2 1/2 Stars (out of 4)

Coast Story

By Jeffrey M. Anderson

If Child Protective Services could get a load of eleven year-old Nim (Abigail Breslin), who lives alone on a remote South Pacific island with her marine biologist dad, Jack (Gerard Butler), talks to animals and doesn't go to school, there wouldn't be much of a movie here. Thankfully, they're nowhere to be seen, but Jodie Foster, who plays agoraphobic adventure writer Alex Rover, provides enough hand wringing to make up for them. Alex has e-mailed Jack about facts on volcanoes for her latest book, but instead reaches Nim, who is Alex's biggest fan (she thinks "Alex" is a man). When Jack goes off to search for new forms of sea life and goes missing in a storm, and "pirates" (actually tourists) threaten to invade Nim's island, Nim pleads for Alex to leave the safety of her sanitized apartment and help. Fortunately, Foster is a skilled enough performer that she plays the uptight writer with just the right balance of comedy, rather than the kind of overwhelming aggression that, say, Ben Stiller usually brings to this kind of overdone role. Likewise, Breslin has an appealing smile that helps her relax into her role.
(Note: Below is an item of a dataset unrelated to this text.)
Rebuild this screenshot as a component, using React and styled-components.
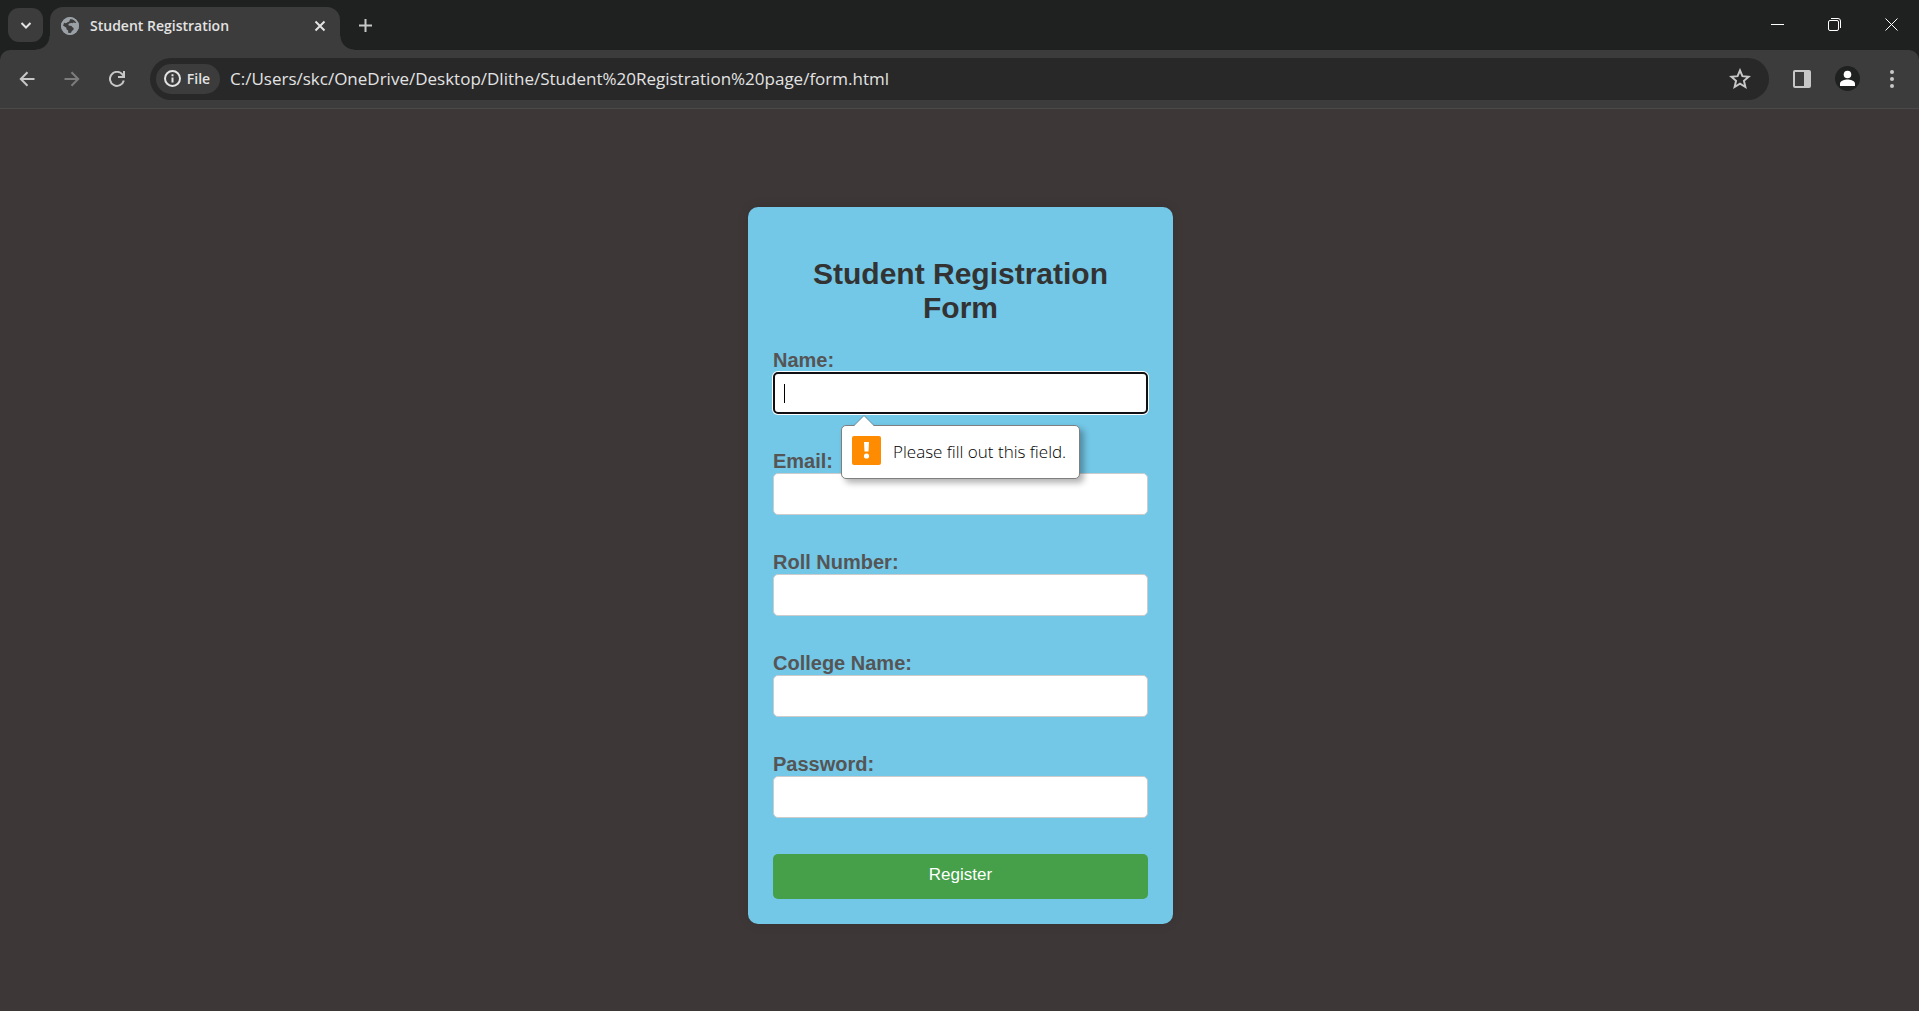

Co-directors Jennifer Flackett and Mark Levin have clearly taken "Indiana Jones" as their inspiration; Alex often speaks to her imaginary, literary creation, an adventurer with her name, dressed like Indy in a fedora and leather jacket. The filmmakers manage to re-create the summery brightness of those films, achieving a refreshing, clean-air quality. But they utterly fail to capture the briskness and supple movement of an adventure film. Too often their cuts feel rushed and clumsy, perhaps to accommodate too many CGI creatures or digital stunt doubles into the action. Very often the movie feels set-bound as well. But for all that, Nim's Island is good-spirited and never stoops to toilet jokes or bodily functions for easy laughs -- even though all those CGI animals must have been tempting. Even the adults get to behave, for the most part, like adults, rather than cuckolds to make the kids seem smarter. Even though she's sometimes scared, this kid is smart all by herself.

DVD Details: Fox's fine 2008 DVD comes with a very nice commentary track with a goofy, babbling Breslin and an always-elegant (and intelligent) Foster, as well as a second track by the two directors. There are also optional French and Spanish-language tracks and various subtitles. The disc comes with three featurettes, deleted scenes, trailers and public service announcements.